The algorithm I am referring to is: " 1. Check if the current item is the desired one. If it is, return success if the pointer is within the array bound and return failure if it isn’t; otherwise 2. Increment the pointer and continue. "

I think it assumes that all values will be found in memory somewhere (otherwise an exception will be raised for trying to read memory at an address that does not exist). This is probably the case in practice but I don't think there are guarantees of it being the case.

Also, this algorithm can have lower worse-case performance than a more naive solution because its performance is based on the number of possible values (assuming random distribution) rather than the size of the array for cases where a value cannot be found.



Read the sentence before it: ”Tack the desired item on to the end of the array, then start your pointer at the head of the array and do the following in a loop”

(https://paws.kettering.edu/~jhuggins/humor/elephants.html: ”Experienced computer programmers modify Algorithm A by placing a known elephant in Cairo to ensure that the algorithm will terminate.”)


> Does the algorithm described for finding a number in an unsorted array using minimal checks really work? Probably is addressed more in the book but didn't see my concerns in the post.

> I think it assumes that all values will be found in memory somewhere

That assumption is not made; the post does cover this. You left out the beginning of the algorithm:

> A more clever search algorithm can do it with just one bound check in all cases. Tack the desired item on to the end of the array, then start your pointer at the head of the array and do the following in a loop:

It's not clear to me how you're supposed to "tack the item on to the end of the array", though. That's not an operation arrays naturally support. If you recopy the array so you can add your sentinel value, then you're replacing an average n/2 bounds checks with a guaranteed n copies.


>It's not clear to me how you're supposed to "tack the item on to the end of the array", though. That's not an operation arrays naturally support.

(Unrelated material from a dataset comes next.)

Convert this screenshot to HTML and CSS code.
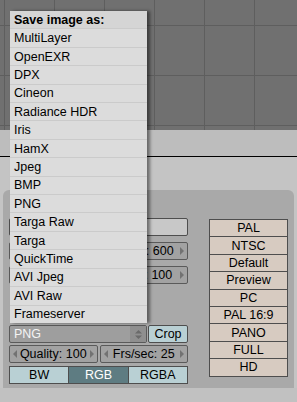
FILE: index.html
```html
<!DOCTYPE html>
<html lang="en">
<head>
    <meta charset="UTF-8">
    <meta name="viewport" content="width=device-width, initial-scale=1.0">
    <title>Format panel</title>
    <link rel="stylesheet" href="styles.css">
</head>
<body>
    <!-- 3D view grid -->
    <div class="grid-view"></div>
    <div class="header-bar"></div>

    <!-- Buttons window -->
    <div class="buttons-window">
        <div class="panel">
            <div class="left-col">
                <div class="btn grey"></div>
                <div class="row r-size">
                    <div class="num"><span class="arr left"></span><span class="arr right"></span></div>
                    <div class="num"><span class="arr left"></span><span>SizeY: 600</span><span class="arr right"></span></div>
                </div>
                <div class="row r-asp">
                    <div class="num"><span class="arr left"></span><span class="arr right"></span></div>
                    <div class="num"><span class="arr left"></span><span>AspY: 100</span><span class="arr right"></span></div>
                </div>
                <div class="row r-type">
                    <div class="select">
                        <span>PNG</span>
                        <span class="updown">
                            <svg width="9" height="11" viewBox="0 0 9 11"><path d="M1 4.5 L4.5 1 L8 4.5 Z M1 6.5 L4.5 10 L8 6.5 Z" fill="#6a6a6a"/></svg>
                        </span>
                    </div>
                    <div class="btn teal crop">Crop</div>
                </div>
                <div class="row r-quality">
                    <div class="num"><span class="arr left"></span><span>Quality: 100</span><span class="arr right"></span></div>
                    <div class="num"><span class="arr left"></span><span>Frs/sec: 25</span><span class="arr right"></span></div>
                </div>
                <div class="row joined">
                    <div class="btn teal">BW</div>
                    <div class="btn teal on">RGB</div>
                    <div class="btn teal">RGBA</div>
                </div>
            </div>
            <div class="right-col">
                <div class="btn beige">PAL</div>
                <div class="btn beige">NTSC</div>
                <div class="btn beige">Default</div>
                <div class="btn beige">Preview</div>
                <div class="btn beige">PC</div>
                <div class="btn beige">PAL 16:9</div>
                <div class="btn beige">PANO</div>
                <div class="btn beige">FULL</div>
                <div class="btn beige">HD</div>
            </div>
        </div>
    </div>
    <div class="bottom-strip"></div>

    <!-- Popup menu -->
    <div class="menu">
        <div class="menu-title">Save image as:</div>
        <div class="menu-item">MultiLayer</div>
        <div class="menu-item">OpenEXR</div>
        <div class="menu-item">DPX</div>
        <div class="menu-item">Cineon</div>
        <div class="menu-item">Radiance HDR</div>
        <div class="menu-item">Iris</div>
        <div class="menu-item">HamX</div>
        <div class="menu-item">Jpeg</div>
        <div class="menu-item">BMP</div>
        <div class="menu-item">PNG</div>
        <div class="menu-item">Targa Raw</div>
        <div class="menu-item">Targa</div>
        <div class="menu-item">QuickTime</div>
        <div class="menu-item">AVI Jpeg</div>
        <div class="menu-item">AVI Raw</div>
        <div class="menu-item">Frameserver</div>
    </div>
</body>
</html>
```

FILE: styles.css
```css
body {
    margin: 0;
    width: 297px;
    height: 402px;
    overflow: hidden;
    position: relative;
    background: #c1c1c1;
    font-family: "Liberation Sans", Arial, sans-serif;
    font-size: 12.5px;
    color: #000;
}

.grid-view {
    height: 130px;
    background-color: #707070;
    background-image:
        linear-gradient(to right, #5e5e5e 1px, transparent 1px),
        linear-gradient(to bottom, #5e5e5e 1px, transparent 1px);
    background-size: 50px 50px;
    background-position: 4px 25px;
}

.header-bar {
    height: 26px;
    background: #bdbdbd;
    border-bottom: 1px solid #000;
}

.buttons-window {
    background: #c4c4c4;
    padding: 33px 3px 0 3px;
}

.panel {
    height: 198px;
    box-sizing: border-box;
    background: #a9a9a9;
    border-radius: 6px 6px 0 0;
    padding: 28px 6px 0 6px;
    display: flex;
    gap: 21px;
}

.left-col {
    width: 179px;
    display: flex;
    flex-direction: column;
}

.right-col {
    width: 79px;
    display: flex;
    flex-direction: column;
    padding-top: 1px;
}

.row {
    display: flex;
    gap: 2px;
}

.r-size {
    margin-top: 6px;
}

.r-asp {
    margin-top: 6px;
}

.r-type {
    margin-top: 41px;
    gap: 1px;
}

.r-quality {
    margin-top: 2px;
}

.row.joined {
    gap: 0;
    margin-top: 3px;
}

.btn {
    height: 18px;
    box-sizing: border-box;
    border: 1px solid #4e4e4e;
    border-radius: 2px;
    display: flex;
    align-items: center;
    justify-content: center;
    white-space: nowrap;
    overflow: hidden;
}

.btn.grey {
    background: #c8c8c8;
}

.btn.beige {
    background: #d7cbc1;
    height: 18.4px;
    border-radius: 0;
    margin-top: -1px;
}

.btn.beige:first-child {
    margin-top: 0;
}

.btn.teal {
    background: #b9d0d4;
    flex: 1;
}

.btn.teal.on {
    background: #5e7c82;
    color: #fff;
}

.row.joined .btn {
    border-radius: 0;
    margin-left: -1px;
}

.row.joined .btn:first-child {
    margin-left: 0;
}

.crop {
    flex: 0 0 40px !important;
}

.num {
    flex: 1;
    height: 18px;
    box-sizing: border-box;
    background: #a2a2a2;
    border: 1px solid #5a5a5a;
    border-radius: 2px;
    display: flex;
    align-items: center;
    justify-content: space-between;
    padding: 0 3px;
    white-space: nowrap;
}

.arr {
    width: 0;
    height: 0;
    border-top: 4px solid transparent;
    border-bottom: 4px solid transparent;
}

.arr.left {
    border-right: 4px solid #727272;
}

.arr.right {
    border-left: 4px solid #727272;
}

.select {
    flex: 1;
    height: 18px;
    box-sizing: border-box;
    background: #9e9e9e;
    border: 1px solid #5a5a5a;
    border-radius: 2px;
    display: flex;
    align-items: center;
    justify-content: space-between;
    padding-left: 4px;
    color: #f4f4f4;
}

.updown {
    width: 16px;
    height: 100%;
    background: #8f8f8f;
    display: flex;
    align-items: center;
    justify-content: center;
}

.updown svg {
    display: block;
}

.bottom-strip {
    height: 14px;
}

.menu {
    position: absolute;
    left: 10px;
    top: 11px;
    width: 137px;
    height: 312px;
    display: flex;
    flex-direction: column;
    background: #dcdcdc;
    box-shadow: 3px 0 3px rgba(0, 0, 0, 0.45);
}

.menu-title,
.menu-item {
    flex: 1;
    display: flex;
    align-items: center;
    padding-left: 4px;
    white-space: nowrap;
}

.menu-title {
    background: #d5d5d5;
    font-weight: bold;
    font-size: 12.5px;
}

.menu-item {
    border-top: 1px solid #cbcbcb;
}
```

It's a small change to avoid the append. First check the final array item separately, and return success if it matches. If it doesn't match, overwrite the final array item with the desired item, and continue as before except this time checking if you're within array bound - 1.

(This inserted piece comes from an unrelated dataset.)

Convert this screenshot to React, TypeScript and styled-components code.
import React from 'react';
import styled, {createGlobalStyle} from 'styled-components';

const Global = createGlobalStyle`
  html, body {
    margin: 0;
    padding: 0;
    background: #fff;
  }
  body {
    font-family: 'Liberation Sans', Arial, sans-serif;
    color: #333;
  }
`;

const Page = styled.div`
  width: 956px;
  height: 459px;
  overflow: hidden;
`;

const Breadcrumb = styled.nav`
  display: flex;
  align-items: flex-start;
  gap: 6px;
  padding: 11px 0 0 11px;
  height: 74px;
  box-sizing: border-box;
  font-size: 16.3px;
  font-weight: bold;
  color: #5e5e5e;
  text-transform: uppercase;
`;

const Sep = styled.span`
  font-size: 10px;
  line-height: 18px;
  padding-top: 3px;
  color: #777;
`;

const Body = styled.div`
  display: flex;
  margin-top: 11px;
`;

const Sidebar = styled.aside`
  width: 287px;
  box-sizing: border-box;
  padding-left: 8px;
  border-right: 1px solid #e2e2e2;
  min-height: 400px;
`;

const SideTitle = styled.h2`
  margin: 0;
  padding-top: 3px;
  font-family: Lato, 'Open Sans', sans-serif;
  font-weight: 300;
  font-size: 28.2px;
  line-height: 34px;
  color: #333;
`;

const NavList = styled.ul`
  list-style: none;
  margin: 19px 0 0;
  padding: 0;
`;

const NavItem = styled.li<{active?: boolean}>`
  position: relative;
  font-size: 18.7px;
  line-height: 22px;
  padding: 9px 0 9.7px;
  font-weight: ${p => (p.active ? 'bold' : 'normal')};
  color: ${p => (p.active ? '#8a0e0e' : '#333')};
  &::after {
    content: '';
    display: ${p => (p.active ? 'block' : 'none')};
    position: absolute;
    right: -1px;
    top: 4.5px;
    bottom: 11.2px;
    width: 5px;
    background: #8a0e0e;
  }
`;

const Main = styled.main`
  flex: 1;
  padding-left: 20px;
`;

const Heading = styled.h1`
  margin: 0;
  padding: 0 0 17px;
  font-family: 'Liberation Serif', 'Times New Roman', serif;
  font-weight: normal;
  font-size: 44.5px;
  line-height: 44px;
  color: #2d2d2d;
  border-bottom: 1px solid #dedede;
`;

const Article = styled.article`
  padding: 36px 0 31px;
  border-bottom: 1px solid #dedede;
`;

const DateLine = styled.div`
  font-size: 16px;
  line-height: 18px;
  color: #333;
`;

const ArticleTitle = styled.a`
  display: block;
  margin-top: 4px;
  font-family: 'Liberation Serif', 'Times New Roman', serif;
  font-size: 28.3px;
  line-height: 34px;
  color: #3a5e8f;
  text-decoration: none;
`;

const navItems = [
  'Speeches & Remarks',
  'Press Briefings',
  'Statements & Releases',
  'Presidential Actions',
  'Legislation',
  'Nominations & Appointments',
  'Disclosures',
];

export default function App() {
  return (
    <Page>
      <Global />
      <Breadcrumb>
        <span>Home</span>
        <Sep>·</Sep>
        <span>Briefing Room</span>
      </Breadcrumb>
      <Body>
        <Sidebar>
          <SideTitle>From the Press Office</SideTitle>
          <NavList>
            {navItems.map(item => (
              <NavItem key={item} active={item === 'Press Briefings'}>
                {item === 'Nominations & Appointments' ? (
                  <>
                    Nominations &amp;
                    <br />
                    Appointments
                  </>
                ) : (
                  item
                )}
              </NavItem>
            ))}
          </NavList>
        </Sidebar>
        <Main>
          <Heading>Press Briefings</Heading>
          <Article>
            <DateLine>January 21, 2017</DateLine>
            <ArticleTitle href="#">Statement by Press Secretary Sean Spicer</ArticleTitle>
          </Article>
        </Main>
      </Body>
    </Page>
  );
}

It probably is easier to reserve an array item for that sentinel marker.

In either case, it requires your array to be writable, and you’re giving up having multiple searches through the same array operating at the same time.

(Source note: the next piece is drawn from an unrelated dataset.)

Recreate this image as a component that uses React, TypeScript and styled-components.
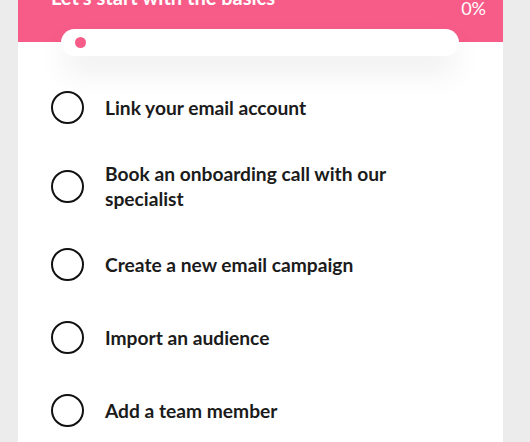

Also, on modern hardware, the ‘ran out of items’ check is essentially free.

Nowadays, the only realistic use for this would be a case where you have a fixed-size array that you search frequently, where the same end marker can be used all the time, so that you can add that sentinel marker once.

I’ve a hard time thinking of examples, but do not rule out cases inside OS kernels or search trees for computer chess or similar games.

A variant would be to use this in C, and, when the program allocates N+1 chars to hold a string of length <N, allocate N+2 chars, and set the last one to zero, to ‘guarantee’ that later strlen or strcpy calls don’t run on forever, even if a strncpy copies N+1 bytes. I don’t see how that ‘guarantee’ would add much, though.


>Nowadays, the only realistic use for this would be a case where you have a fixed-size array that you search frequently, where the same end marker can be used all the time, so that you can add that sentinel marker once.

The sentinel needs to be identical to the value you're searching for, otherwise you're trading "compare a pointer" for "compare a value with an arbitrary equality implementation" which is no better (and probably worse).


Do most array structures have a pointer to last element? Or similarly useful do they track length?


Not in C and similar languages, but you already need to know the length for the bounds check.


I think you could argue Pascal is similar to c? And Pascal typically encodes length/size in the first slot.


Thanks everyone; I actually heard of this algorithm before but wasn't thinking of it today and missed this when I wrote the above post.

>It's not clear to me how you're supposed to "tack the item on to the end of the array", though

The algorithm mentions pointers so I think it means temporarily change a value in memory that is after the array with the array value. I'd be worried about how this would work if there are multiple threads, though, in case another thread wants to access the memory that was temporarily swapped out. (Edit: as other poster mentions, would be helpful to have an extra entry in the array for this purpose.)

If the 'array' is internally something like a vector, then you can add it on to the end quickly by appending a node to the tail of a linked list.


It'd be problematic for some operations, but if your access is dominated by reads, then setting aside an extra entry for a sentinel value 'only' requires serialising operations that needs the sentinel value and mutations. You'll need to protect against mutations during the search anyway, so then it boils down to if its better to wait or fall back to a bounds-checking version.

Though I'd question if it's worthwhile vs. some unrolling (you might even have a use for Duffs device...) to just do whatever number of iterations you want per bounds check.


Yes, multi-threaded access to the array would invalidate the assumptions made when designing that algorithm, as so often happens.

And copying the array would cost more than you would save, so you would want to be sure that you don't have to do that. In general a growable array implementation will double the storage of the array (or multiply it by some other factor, such as the square root of 2) whenever it does grow it, so that it doesn't immediately have to grow it again. You could just arrange for your implementation to grow whenever there's only one storage location left, and then you could use this trick when searching it.

But recall that this algorithm was designed in a context where neither of those constraints apply.


I think a more typical, high performance operation for copying arrays would be using mem copy operations. This is how Go handles a lot of slice operations under the covers.

If it's a C style array you could always just keep it one larger than the actual size; perhaps place a null value at the end and swap it out as needed. Just build an abstraction over it.


You're missing some of the implementation. From the blog:

> A more clever search algorithm can do it with just one bound check in all cases. Tack the desired item on to the end of the array, then start your pointer at the head of the array and do the following in a loop: ...

So you will do exactly one more value check in the case where the element is not in the list, and n - 1 less bounds checks.